Show every line below where "this" can be found.

[Begin SUPPLIED DATA]

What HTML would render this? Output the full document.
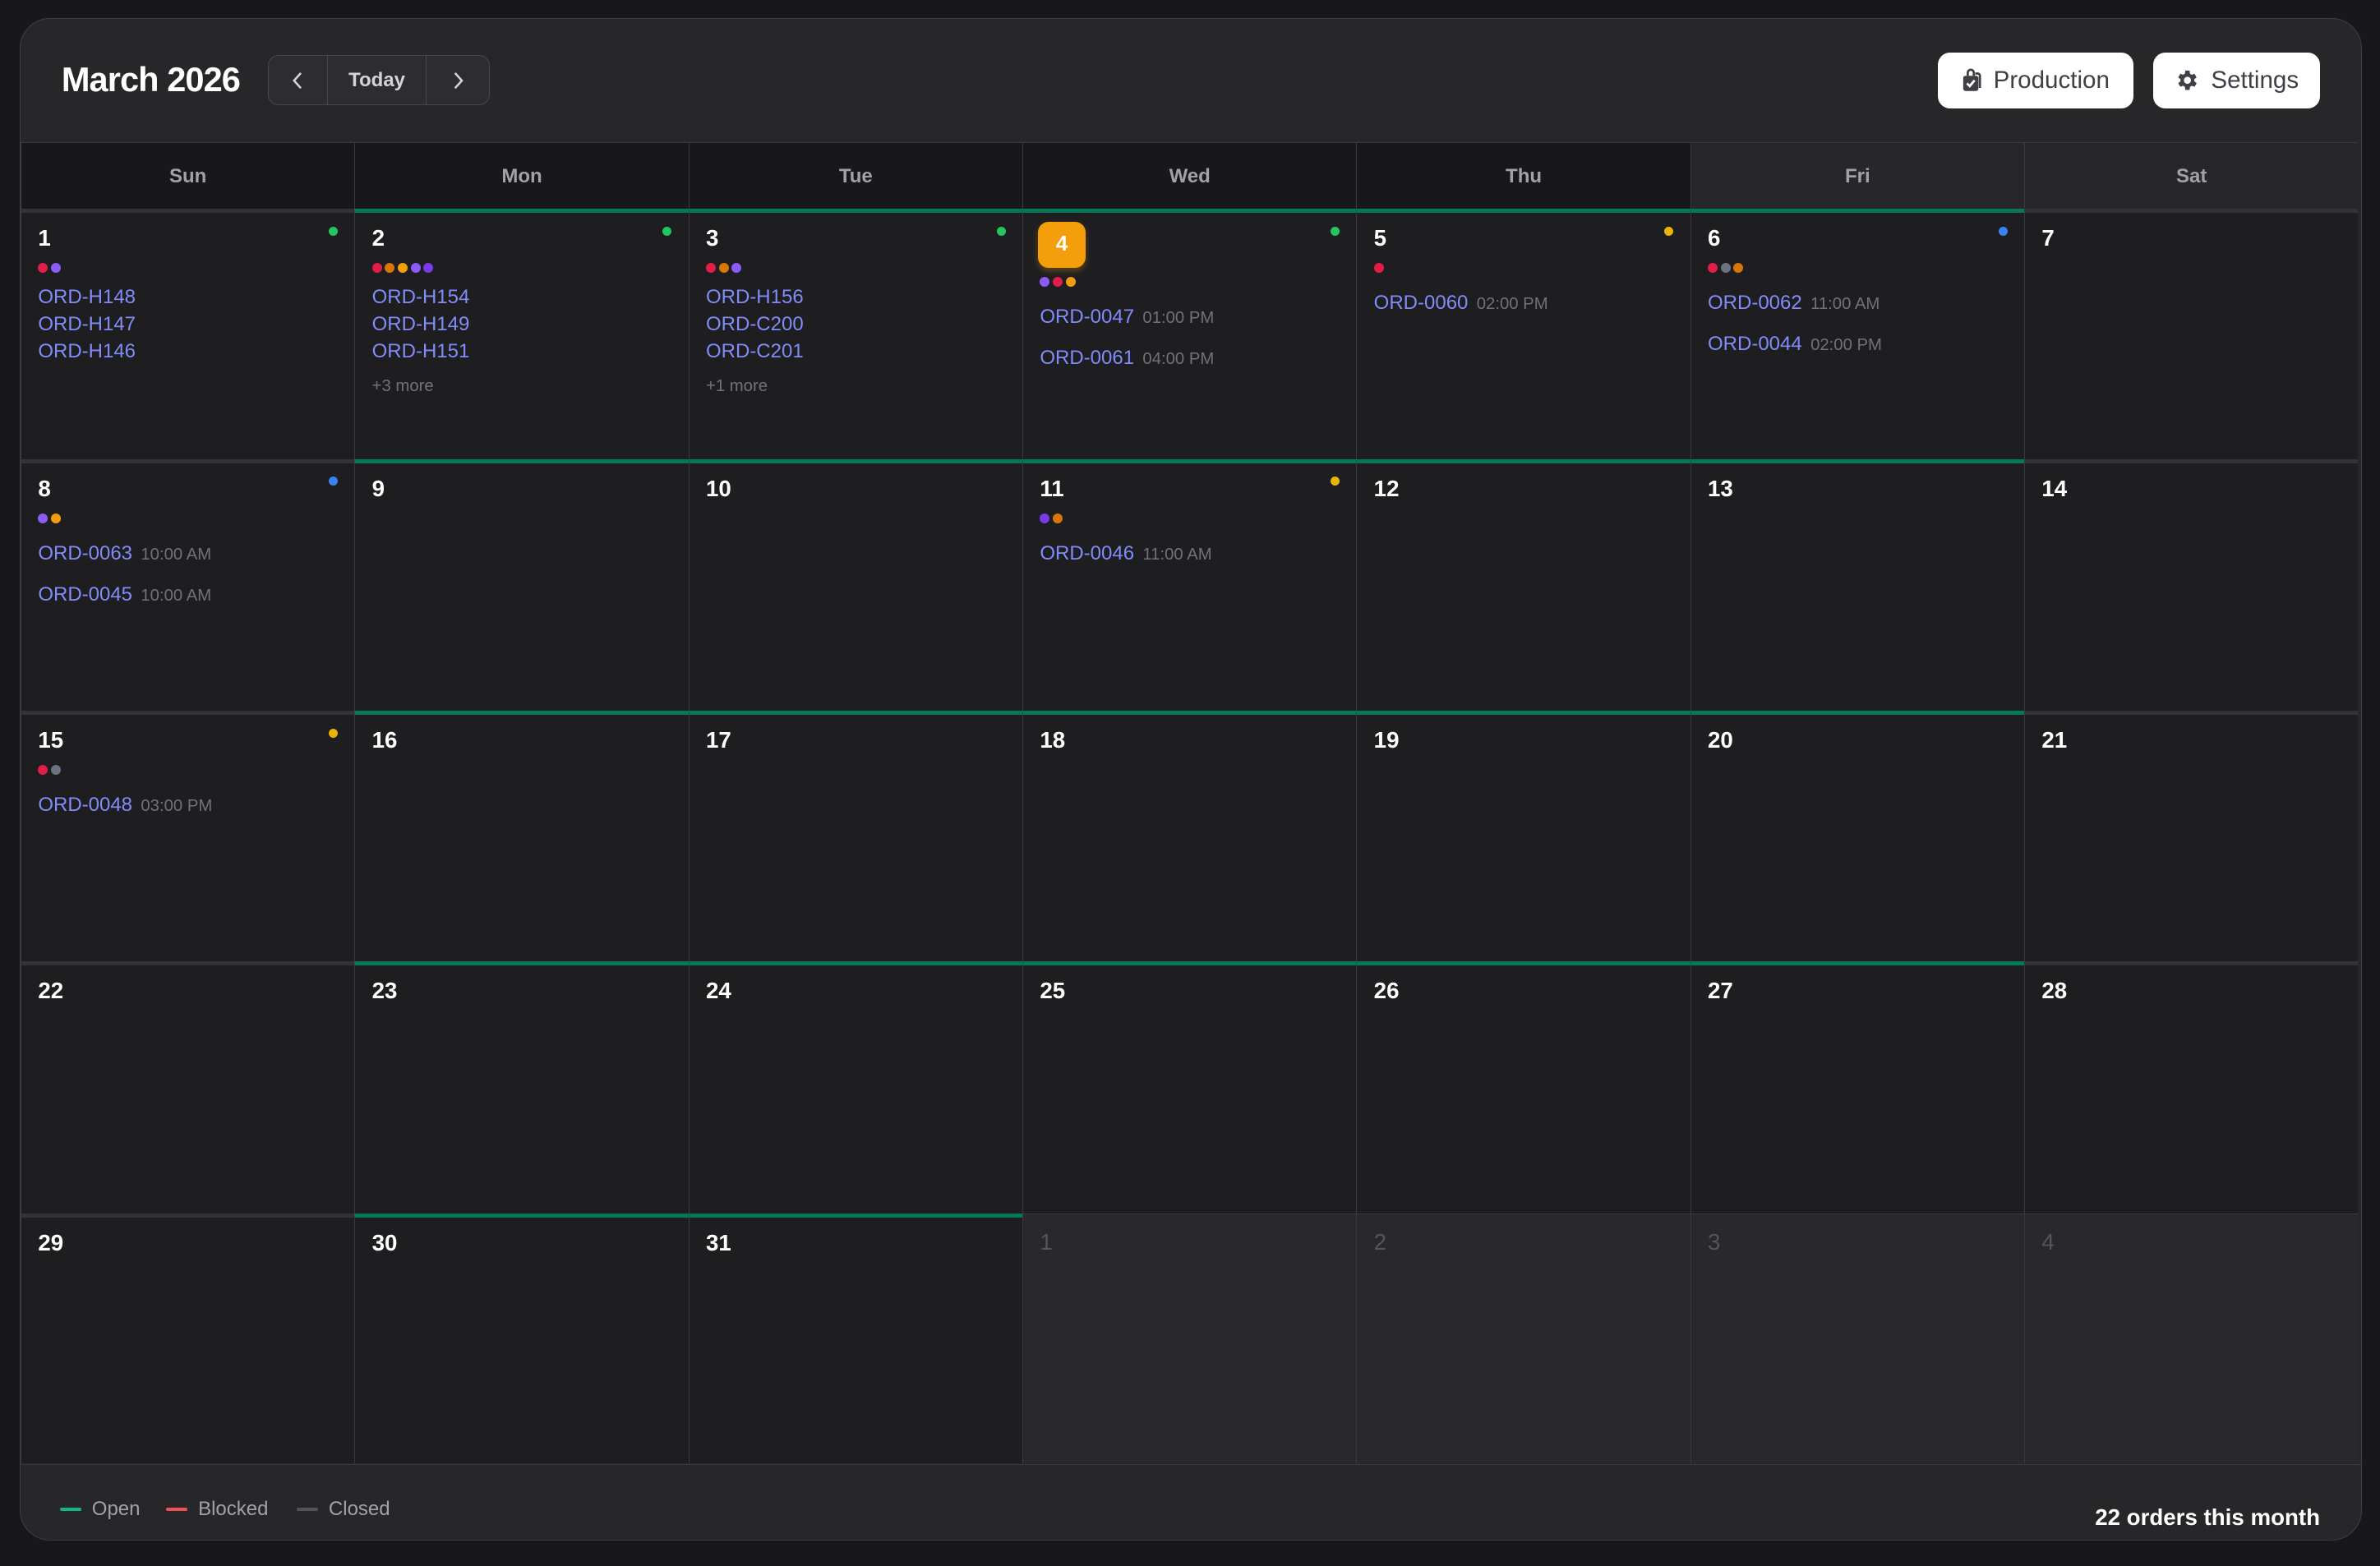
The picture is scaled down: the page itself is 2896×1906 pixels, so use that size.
<!DOCTYPE html>
<html><head><meta charset="utf-8"><style>
*{margin:0;padding:0;box-sizing:border-box}
html,body{width:2896px;height:1906px;background:#18181b;overflow:hidden}
#z{zoom:1.847;width:1568px;height:1032px;position:relative;font-family:"Liberation Sans",sans-serif}
.card{position:absolute;left:13px;top:12px;width:1543px;height:1003px;background:#27272a;border:1px solid #3f3f46;border-radius:20px;overflow:hidden}
.title{position:absolute;left:27px;top:27px;font-size:22.5px;font-weight:700;color:#fff;letter-spacing:-0.5px}
.nav{position:absolute;left:163px;top:24px;width:146px;height:33px;border:1px solid #46464c;border-radius:7px;background:#2d2d31;display:flex;color:#d4d4d8;font-size:13px;font-weight:600}
.nav div{display:flex;align-items:center;justify-content:center}
.btn{position:absolute;top:22px;height:37px;background:#fff;border-radius:8px;color:#3f3f46;font-size:16px;display:flex;align-items:center;gap:7px;justify-content:center}
.hd{position:absolute;top:81px;height:45px;width:220px;border-left:1px solid #3a3a3d;border-top:1px solid #3a3a3d;color:#a1a1aa;font-size:13px;font-weight:600;display:flex;align-items:center;justify-content:center;background:#18181b}
.c{position:absolute;width:220px;background:#1e1e21;border-left:1px solid #3a3a3d;border-top:3px solid #333336}
.g{border-top-color:#047857}
.n{background:#29292c;border-top:1px solid #3a3a3d}
.c .d{position:absolute;left:11px;top:8px;font-size:15px;font-weight:600;color:#fff}
.n .d{color:#55555a;font-weight:400;top:10px}
.c .s{position:absolute;right:11px;top:9px;width:6px;height:6px;border-radius:50%}
.dots{position:absolute;left:11px;top:33px;display:flex;gap:2px}
.dots i{width:6.5px;height:6.5px;border-radius:50%;display:block}
.o{position:absolute;left:11px;font-size:13px;color:#818cf8;white-space:nowrap}
.o span{font-size:11px;color:#71717a;margin-left:2px}
.more{position:absolute;left:11px;font-size:11px;color:#71717a}
.R{background:#e11d48}.D{background:#d97706}.O{background:#f59e0b}.P{background:#8b5cf6}.V{background:#7c3aed}.G{background:#6b7280}
.foot{position:absolute;top:952px;left:0;width:100%;height:51px;border-top:1px solid #3a3a3d}
.lg{position:absolute;top:22px;font-size:13px;color:#a1a1aa;display:flex;align-items:center;gap:7px}
.lg b{display:block;width:14px;height:2.5px;border-radius:2px}
</style></head><body><div id="z">
<div class="card">
<div class="title">March 2026</div>
<div class="nav"><div style="width:39px;border-right:1px solid #46464c"><svg width="8" height="12" viewBox="0 0 8 12"><path d="M6 1L1.5 6 6 11" stroke="#d4d4d8" stroke-width="1.4" fill="none"/></svg></div><div style="width:65px;border-right:1px solid #46464c">Today</div><div style="flex:1"><svg width="8" height="12" viewBox="0 0 8 12"><path d="M2 1l4.5 5L2 11" stroke="#d4d4d8" stroke-width="1.4" fill="none"/></svg></div></div>
<div class="btn" style="left:1263px;width:129px"><svg width="14" height="16" viewBox="0 0 14 16"><rect x="1" y="5" width="10" height="10" rx="1.5" fill="#3f3f46"/><path d="M4 5V3a2 2 0 0 1 4 0v2M9 3.5h1.5a1.5 1.5 0 0 1 1.5 1.5v8" stroke="#3f3f46" stroke-width="1.5" fill="none"/><path d="M3.5 10l1.8 1.8L8.5 8" stroke="#fff" stroke-width="1.5" fill="none"/></svg>Production</div>
<div class="btn" style="left:1405px;width:110px"><svg width="17" height="17" viewBox="0 0 24 24"><path fill="#3f3f46" fill-rule="evenodd" d="M19.4 13a7.5 7.5 0 0 0 0-2l2.1-1.6-2-3.5-2.5 1a7.6 7.6 0 0 0-1.7-1L15 3h-4l-.4 2.9a7.6 7.6 0 0 0-1.7 1l-2.5-1-2 3.5L6.6 11a7.5 7.5 0 0 0 0 2l-2.2 1.6 2 3.5 2.5-1a7.6 7.6 0 0 0 1.7 1L11 21h4l.4-2.9a7.6 7.6 0 0 0 1.7-1l2.5 1 2-3.5zM13 15.3a3.3 3.3 0 1 1 0-6.6 3.3 3.3 0 0 1 0 6.6z" transform="translate(-1 0)"/></svg>Settings</div>

<div class="hd" style="left:0">Sun</div><div class="hd" style="left:220px">Mon</div><div class="hd" style="left:440px">Tue</div><div class="hd" style="left:660px">Wed</div><div class="hd" style="left:880px">Thu</div><div class="hd" style="left:1100px;background:#27272a">Fri</div><div class="hd" style="left:1320px;background:#27272a">Sat</div>

<div class="c" style="left:0;top:125px;height:166px"><div class="d">1</div><div class="s" style="background:#22c55e"></div><div class="dots"><i class="R"></i><i class="P"></i></div><div class="o" style="top:48px">ORD-H148</div><div class="o" style="top:66px">ORD-H147</div><div class="o" style="top:84px">ORD-H146</div></div>
<div class="c g" style="left:220px;top:125px;height:166px"><div class="d">2</div><div class="s" style="background:#22c55e"></div><div class="dots"><i class="R"></i><i class="D"></i><i class="O"></i><i class="P"></i><i class="V"></i></div><div class="o" style="top:48px">ORD-H154</div><div class="o" style="top:66px">ORD-H149</div><div class="o" style="top:84px">ORD-H151</div><div class="more" style="top:108px">+3 more</div></div>
<div class="c g" style="left:440px;top:125px;height:166px"><div class="d">3</div><div class="s" style="background:#22c55e"></div><div class="dots"><i class="R"></i><i class="D"></i><i class="P"></i></div><div class="o" style="top:48px">ORD-H156</div><div class="o" style="top:66px">ORD-C200</div><div class="o" style="top:84px">ORD-C201</div><div class="more" style="top:108px">+1 more</div></div>
<div class="c g" style="left:660px;top:125px;height:166px"><div class="d" style="left:10px;top:6px;width:31px;height:30px;background:#f59e0b;border-radius:7px;display:flex;align-items:center;justify-content:center;font-size:14px;box-shadow:0 2px 4px rgba(245,158,11,.3)">4</div><div class="s" style="background:#22c55e"></div><div class="dots" style="top:42px"><i class="P"></i><i class="R"></i><i class="O"></i></div><div class="o" style="top:61px">ORD-0047 <span>01:00 PM</span></div><div class="o" style="top:88px">ORD-0061 <span>04:00 PM</span></div></div>
<div class="c g" style="left:880px;top:125px;height:166px"><div class="d">5</div><div class="s" style="background:#eab308"></div><div class="dots"><i class="R"></i></div><div class="o" style="top:52px">ORD-0060 <span>02:00 PM</span></div></div>
<div class="c g" style="left:1100px;top:125px;height:166px"><div class="d">6</div><div class="s" style="background:#3b82f6"></div><div class="dots"><i class="R"></i><i class="G"></i><i class="D"></i></div><div class="o" style="top:52px">ORD-0062 <span>11:00 AM</span></div><div class="o" style="top:79px">ORD-0044 <span>02:00 PM</span></div></div>
<div class="c" style="left:1320px;top:125px;height:166px"><div class="d">7</div></div>

<div class="c" style="left:0;top:290px;height:166px"><div class="d">8</div><div class="s" style="background:#3b82f6"></div><div class="dots"><i class="P"></i><i class="O"></i></div><div class="o" style="top:52px">ORD-0063 <span>10:00 AM</span></div><div class="o" style="top:79px">ORD-0045 <span>10:00 AM</span></div></div>
<div class="c g" style="left:220px;top:290px;height:166px"><div class="d">9</div></div>
<div class="c g" style="left:440px;top:290px;height:166px"><div class="d">10</div></div>
<div class="c g" style="left:660px;top:290px;height:166px"><div class="d">11</div><div class="s" style="background:#eab308"></div><div class="dots"><i class="V"></i><i class="D"></i></div><div class="o" style="top:52px">ORD-0046 <span>11:00 AM</span></div></div>
<div class="c g" style="left:880px;top:290px;height:166px"><div class="d">12</div></div>
<div class="c g" style="left:1100px;top:290px;height:166px"><div class="d">13</div></div>
<div class="c" style="left:1320px;top:290px;height:166px"><div class="d">14</div></div>

<div class="c" style="left:0;top:456px;height:166px"><div class="d">15</div><div class="s" style="background:#eab308"></div><div class="dots"><i class="R"></i><i class="G"></i></div><div class="o" style="top:52px">ORD-0048 <span>03:00 PM</span></div></div>
<div class="c g" style="left:220px;top:456px;height:166px"><div class="d">16</div></div>
<div class="c g" style="left:440px;top:456px;height:166px"><div class="d">17</div></div>
<div class="c g" style="left:660px;top:456px;height:166px"><div class="d">18</div></div>
<div class="c g" style="left:880px;top:456px;height:166px"><div class="d">19</div></div>
<div class="c g" style="left:1100px;top:456px;height:166px"><div class="d">20</div></div>
<div class="c" style="left:1320px;top:456px;height:166px"><div class="d">21</div></div>

<div class="c" style="left:0;top:621px;height:166px"><div class="d">22</div></div>
<div class="c g" style="left:220px;top:621px;height:166px"><div class="d">23</div></div>
<div class="c g" style="left:440px;top:621px;height:166px"><div class="d">24</div></div>
<div class="c g" style="left:660px;top:621px;height:166px"><div class="d">25</div></div>
<div class="c g" style="left:880px;top:621px;height:166px"><div class="d">26</div></div>
<div class="c g" style="left:1100px;top:621px;height:166px"><div class="d">27</div></div>
<div class="c" style="left:1320px;top:621px;height:166px"><div class="d">28</div></div>

<div class="c" style="left:0;top:787px;height:165px"><div class="d">29</div></div>
<div class="c g" style="left:220px;top:787px;height:165px"><div class="d">30</div></div>
<div class="c g" style="left:440px;top:787px;height:165px"><div class="d">31</div></div>
<div class="c n" style="left:660px;top:787px;height:165px"><div class="d">1</div></div>
<div class="c n" style="left:880px;top:787px;height:165px"><div class="d">2</div></div>
<div class="c n" style="left:1100px;top:787px;height:165px"><div class="d">3</div></div>
<div class="c n" style="left:1320px;top:787px;height:165px"><div class="d">4</div></div>

<div class="foot">
<div class="lg" style="left:26px"><b style="background:#10b981"></b>Open</div>
<div class="lg" style="left:96px"><b style="background:#f05252"></b>Blocked</div>
<div class="lg" style="left:182px"><b style="background:#52525b"></b>Closed</div>
<div style="position:absolute;right:27px;top:26px;font-size:15px;font-weight:700;color:#fff">22 orders this month</div>
</div>
</div>
</div></body></html>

[End SUPPLIED DATA]

## THE ANSWER:
What HTML would render this? Output the full document.
<div style="position:absolute;right:27px;top:26px;font-size:15px;font-weight:700;color:#fff">22 orders this month</div>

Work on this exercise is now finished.